Yes, I know that's the Calgon slogan. (Smelly girly stuff, fellas.) No, that's not what I'm talking about. But I'll get to that in a moment. Today I went to Immaculate Consumption (I love that name, even if it is a little sacreligious. Hey, I'm a little sacreligious, so it works out.) with my Bible study leader, Sara. Immac is heaven, pardon the pun. They have these awesome sandwiches. I got the pastrami on rye, which was awesome, even if I still don't know what pastrami is. Sara got this sandwich with chunks of chicken and Granny Smith apples, among other things. It sounds really weird, but I had a piece and it was really good.
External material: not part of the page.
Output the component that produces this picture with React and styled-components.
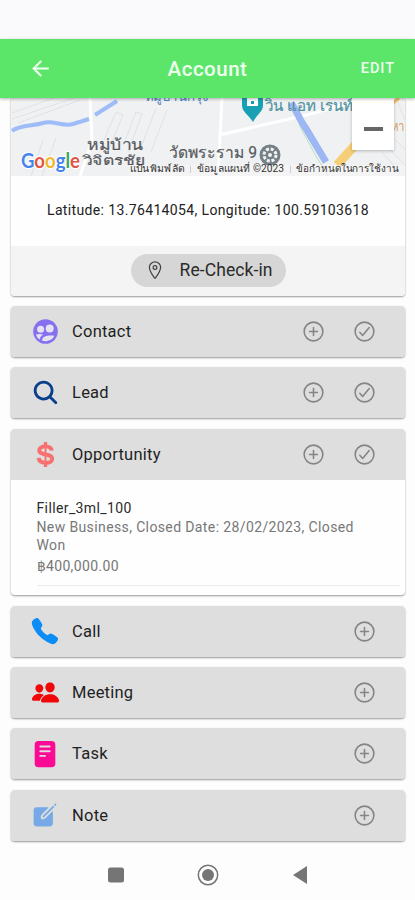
import React from "react";
import styled, { createGlobalStyle } from "styled-components";
import {
  IoSearch,
  IoCall,
  IoPeople,
  IoReader,
  IoCreate,
  IoAddCircleOutline,
  IoCheckmarkCircleOutline,
  IoLocationOutline,
} from "react-icons/io5";
import { MdArrowBack } from "react-icons/md";

const ContactIcon = ({ size }) => (
  <svg width={size} height={size} viewBox="0 0 25 25" fill="currentColor">
    <circle cx="12.500" cy="12.500" r="12.300" />
    <g fill="#e6e3f0">
      <circle cx="7.600" cy="10.300" r="3.500" />
      <circle cx="16.700" cy="9.500" r="4" />
      <path d="M3 15.500c2-.7 5-.8 7.200 0-2 1.200-3.200 2.700-3.400 5C4.800 19.200 3.500 17.500 3 15.500z" />
      <path d="M9 21.600c.2-3.600 4-5.600 12.300-4.900-1.700 4.200-7.600 6.700-12.300 4.900z" />
    </g>
  </svg>
);

const DollarIcon = ({ size }) => (
  <svg width={size} height={size} viewBox="0 0 24 24" fill="none" stroke="currentColor">
    <path d="M18 8.300C17.700 5.500 15.300 4.200 12 4.200c-3.500 0-5.900 1.400-5.900 3.900 0 5.400 12.300 2.300 12.300 7.900 0 2.600-2.600 4-6.400 4-3.700 0-6.300-1.500-6.500-4.700" strokeWidth="3.800" />
    <path d="M12 0v5M12 19v5" strokeWidth="3.200" />
    <path d="M12 5v14" strokeWidth="1.800" />
  </svg>
);

const sections = [
  { title: "Contact", icon: ContactIcon, color: "#8670f0", size: 25, check: true },
  { title: "Lead", icon: IoSearch, color: "#0b3f8c", size: 29, check: true },
  {
    title: "Opportunity",
    icon: DollarIcon,
    color: "#f87171",
    size: 25,
    check: true,
    item: {
      name: "Filler_3ml_100",
      detail: "New Business, Closed Date: 28/02/2023, Closed Won",
      amount: "฿400,000.00",
    },
  },
  { title: "Call", icon: IoCall, color: "#0b8df5", size: 30 },
  { title: "Meeting", icon: IoPeople, color: "#f00808", size: 29 },
  { title: "Task", icon: IoReader, color: "#fb0a96", size: 30 },
  { title: "Note", icon: IoCreate, color: "#76a9e6", size: 28 },
];

const MapView = () => (
  <MapArt viewBox="11 98 394 78" width="394" height="78">
    <rect x="11" y="98" width="394" height="78" fill="#f0f1f2" />
    <g fill="none" stroke="#dfe1e4" strokeWidth="1">
      <path d="M12 113L54 98M12 119L74 98M18 123l62-23M31 176l12-36M42 176l14-38M104 140l12-28 7 3-14 34M123 146l13-34 6 2-14 38M140 150l16-42M151 152l16-42M390 135l15 14M384 143l21 22M383 153l18 21M396 98l9 22" />
    </g>
    <g fill="none" stroke="#fff" strokeWidth="3">
      <path d="M90 98l2 43-12 35M222 98l-4 78M219 135l88-20 60-17" />
    </g>
    <path d="M12 131c7-6 21-5 31-8s20 4 30 1 10-3 16-5M95 115l22-14" fill="none" stroke="#9ebdf8" strokeWidth="4" />
    <path d="M291 103c6 8 8 16 14 24l21 35" fill="none" stroke="#9db7f5" strokeWidth="7" />
    <path d="M299 125l17 31 12 20" fill="none" stroke="#b8ddc0" strokeWidth="1" />
    <path d="M337 165l20-22" fill="none" stroke="#f6ce75" strokeWidth="9" />
    <path d="M393 103l6-5" fill="none" stroke="#f2bc67" strokeWidth="3" />

    <text x="145" y="101" fontSize="14" fill="#557fc4" textLength="64" lengthAdjust="spacingAndGlyphs">หมู่บ้านกรุง</text>
    <text x="265" y="111" fontSize="15" fill="#4f929e" stroke="#4f929e" strokeWidth="0.2" textLength="88" lengthAdjust="spacingAndGlyphs">วิน แอท เรนท์</text>
    <text x="391" y="131" fontSize="14" fill="#d9a064" textLength="14" lengthAdjust="spacingAndGlyphs">หา</text>
    <g fill="#565a5e" stroke="#565a5e" strokeWidth="0.2">
      <text x="87" y="150" fontSize="15" textLength="56" lengthAdjust="spacingAndGlyphs">หมู่บ้าน</text>
      <text x="83" y="165" fontSize="13" textLength="63" lengthAdjust="spacingAndGlyphs">วิจิตรชัย</text>
      <text x="169" y="158" fontSize="16" textLength="88" lengthAdjust="spacingAndGlyphs">วัดพระราม 9</text>
    </g>

    <path d="M242 98h21v7c0 7-6 9-10 17-5-8-11-10-11-17z" fill="#19a0b4" />
    <path d="M247 98h11v8h-11z" fill="#fff" />
    <path d="M251 101h3v3h-3z" fill="#19a0b4" />

    <circle cx="270" cy="155" r="10.5" fill="#758087" />
    <circle cx="270" cy="155" r="6" fill="none" stroke="#f3f4f5" strokeWidth="3" strokeDasharray="3 1.7" />
    <circle cx="270" cy="155" r="2" fill="#f3f4f5" />

    <text x="21" y="168" fontFamily="Lato, sans-serif" fontSize="20" fontWeight="700" textLength="59" lengthAdjust="spacingAndGlyphs" stroke="#fff" strokeWidth="2" paintOrder="stroke">
      <tspan fill="#4584ee">G</tspan>
      <tspan fill="#e35345">o</tspan>
      <tspan fill="#f0b72b">o</tspan>
      <tspan fill="#4584ee">g</tspan>
      <tspan fill="#3fa65a">l</tspan>
      <tspan fill="#e35345">e</tspan>
    </text>

    <rect x="130" y="165" width="275" height="11" fill="#f5f5f5" opacity="0.7" />
    <g fontSize="10" fill="#333">
      <text x="130" y="172" textLength="54" lengthAdjust="spacingAndGlyphs">แป้นพิมพ์ลัด</text>
      <text x="197" y="172" textLength="87" lengthAdjust="spacingAndGlyphs">ข้อมูลแผนที่ ©2023</text>
      <text x="296" y="172" textLength="103" lengthAdjust="spacingAndGlyphs">ข้อกำหนดในการใช้งาน</text>
    </g>
    <path d="M190.500 166v7M290.500 166v7" stroke="#c9ccd2" />
  </MapArt>
);

const Section = ({ section }) => {
  const { title, icon: Icon, color, size, check, item } = section;

  return (
    <Card>
      <SectionHead>
        <IconSlot $color={color}>
          <Icon size={size} />
        </IconSlot>
        <SectionTitle>{title}</SectionTitle>
        <Actions>
          <IoAddCircleOutline />
          {check && <IoCheckmarkCircleOutline />}
        </Actions>
      </SectionHead>

      {item && (
        <Item>
          <ItemName>{item.name}</ItemName>
          <ItemDetail>{item.detail}</ItemDetail>
          <ItemAmount>{item.amount}</ItemAmount>
        </Item>
      )}
    </Card>
  );
};

const App = () => (
  <Screen>
    <GlobalStyle />
    <StatusBar />
    <Header>
      <BackButton aria-label="Back">
        <MdArrowBack />
      </BackButton>
      <HeaderTitle>Account</HeaderTitle>
      <EditButton>EDIT</EditButton>
    </Header>

    <Content>
      <LocationCard>
        <MapBox>
          <MapView />
          <ZoomOut aria-label="Zoom out" />
        </MapBox>
        <Coordinates>
          <span>Latitude: 13.76414054, Longitude: 100.59103618</span>
        </Coordinates>
        <CardFooter>
          <CheckInButton>
            <IoLocationOutline size={20} />
            <CheckInLabel>Re-Check-in</CheckInLabel>
          </CheckInButton>
        </CardFooter>
      </LocationCard>

      {sections.map((section) => (
        <Section key={section.title} section={section} />
      ))}
    </Content>

    <NavBar>
      <svg width="200" height="24" viewBox="0 0 200 24" fill="#757575">
        <rect x="0" y="4.500" width="16" height="15" rx="2.500" />
        <circle cx="100" cy="12" r="9.700" fill="none" stroke="#757575" strokeWidth="1.500" />
        <circle cx="100" cy="12" r="6" />
        <path d="M185 12l14-9v18z" />
      </svg>
    </NavBar>
  </Screen>
);

export default App;

/* ================= STYLES ================= */

const GlobalStyle = createGlobalStyle`
  * {
    box-sizing: border-box;
  }

  body {
    margin: 0;
    background: #fdfdfd;
    font-family: Roboto, "Noto Sans", sans-serif;
  }

  button {
    border: 0;
    padding: 0;
    background: none;
    font: inherit;
  }
`;

const Screen = styled.div`
  display: flex;
  flex-direction: column;
  height: 900px;
  overflow: hidden;
`;

const StatusBar = styled.div`
  flex: none;
  height: 39px;
  background: #fafafc;
`;

const Header = styled.header`
  display: grid;
  grid-template-columns: 80px 1fr 80px;
  align-items: center;
  flex: none;
  height: 59px;
  background: #5be66a;
  color: #effff0;
  box-shadow: 0 1px 3px rgba(0, 0, 0, 0.3);
  z-index: 1;
`;

const BackButton = styled.button`
  display: flex;
  margin-left: 28px;
  color: inherit;
  font-size: 25px;
`;

const HeaderTitle = styled.h1`
  margin: 0;
  font-size: 20.500px;
  font-weight: 500;
  letter-spacing: 0.5px;
  text-align: center;
`;

const EditButton = styled.button`
  margin-right: 20px;
  color: inherit;
  font-size: 14.5px;
  font-weight: 500;
  letter-spacing: 0.95px;
  text-align: right;
`;

const Content = styled.main`
  display: flex;
  flex-direction: column;
  gap: 10.4px;
  flex: 1;
  padding: 0 10px 0 11px;
`;

const Card = styled.section`
  flex: none;
  border-radius: 4px;
  overflow: hidden;
  background: #fefefe;
  box-shadow: 0 1px 2px rgba(0, 0, 0, 0.4);
`;

const LocationCard = styled(Card)`
  height: 197.500px;
  border-radius: 0 0 4px 4px;
`;

const MapBox = styled.div`
  position: relative;
  height: 78px;
`;

const MapArt = styled.svg`
  display: block;
`;

const ZoomOut = styled.button`
  display: flex;
  align-items: center;
  justify-content: center;
  position: absolute;
  top: 0;
  right: 11px;
  width: 42px;
  height: 52px;
  padding-top: 10px;
  background: #fff;
  box-shadow: 0 1px 3px rgba(0, 0, 0, 0.25);

  &::before {
    content: "";
    width: 19px;
    height: 4px;
    background: #666;
  }
`;

const Coordinates = styled.div`
  display: flex;
  align-items: center;
  justify-content: center;
  height: 69.500px;
  padding-bottom: 2px;
  color: #222;
  font-size: 14px;
  letter-spacing: 0.36px;
`;

const CardFooter = styled.div`
  display: flex;
  justify-content: center;
  height: 50px;
  padding-top: 8px;
  background: #f4f4f4;
`;

const CheckInButton = styled.button`
  display: flex;
  align-items: center;
  gap: 15px;
  width: 155px;
  height: 33px;
  padding-left: 14px;
  border-radius: 17px;
  background: #d6d6d6;
  color: #444;
`;

const CheckInLabel = styled.span`
  color: #2b2b2b;
  font-size: 17.500px;
  letter-spacing: 0.1px;
`;

const SectionHead = styled.div`
  display: flex;
  align-items: center;
  height: 51px;
  padding: 0 28px 0 18px;
  background: #dedede;
`;

const IconSlot = styled.span`
  display: flex;
  justify-content: center;
  width: 32px;
  color: ${({ $color }) => $color};
`;

const SectionTitle = styled.h2`
  margin: 0 0 0 11px;
  color: #1f1f1f;
  font-size: 16.500px;
  font-weight: 400;
  letter-spacing: 0.24px;
`;

const Actions = styled.div`
  display: flex;
  gap: 26px;
  margin-left: auto;
  color: #858585;
  font-size: 25px;
`;

const Item = styled.div`
  height: 115.600px;
  padding: 18px 5px 0 25.500px;
  color: #777;
  font-size: 14px;
  letter-spacing: 0.38px;
`;

const ItemName = styled.div`
  color: #2c2c2c;
  line-height: 20px;
`;

const ItemDetail = styled.div`
  max-width: 330px;
  line-height: 18px;
`;

const ItemAmount = styled.div`
  height: 32.500px;
  padding-top: 3.500px;
  border-bottom: 1px solid #ececec;
  line-height: 18px;
`;

const NavBar = styled.nav`
  display: flex;
  justify-content: center;
  flex: none;
  height: 37px;
`;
I think I'll try it next time I go there. I also got a raspberry Italian soda, so I felt very trendy sitting in a coffee shop with trendy foodstuffs. Heh.
It was a nice unwinding time for me at the end of the week. I always like talking with Sara because she helps keep me on track with my faith. She gives me good advice, and we're alike in a lot of ways. We talked about everything from me finding to a morning church to our favorite musicals. (My Fair Lady, hands down. Hers is Singin' in the Rain.) So it was a fun time. (Yay!)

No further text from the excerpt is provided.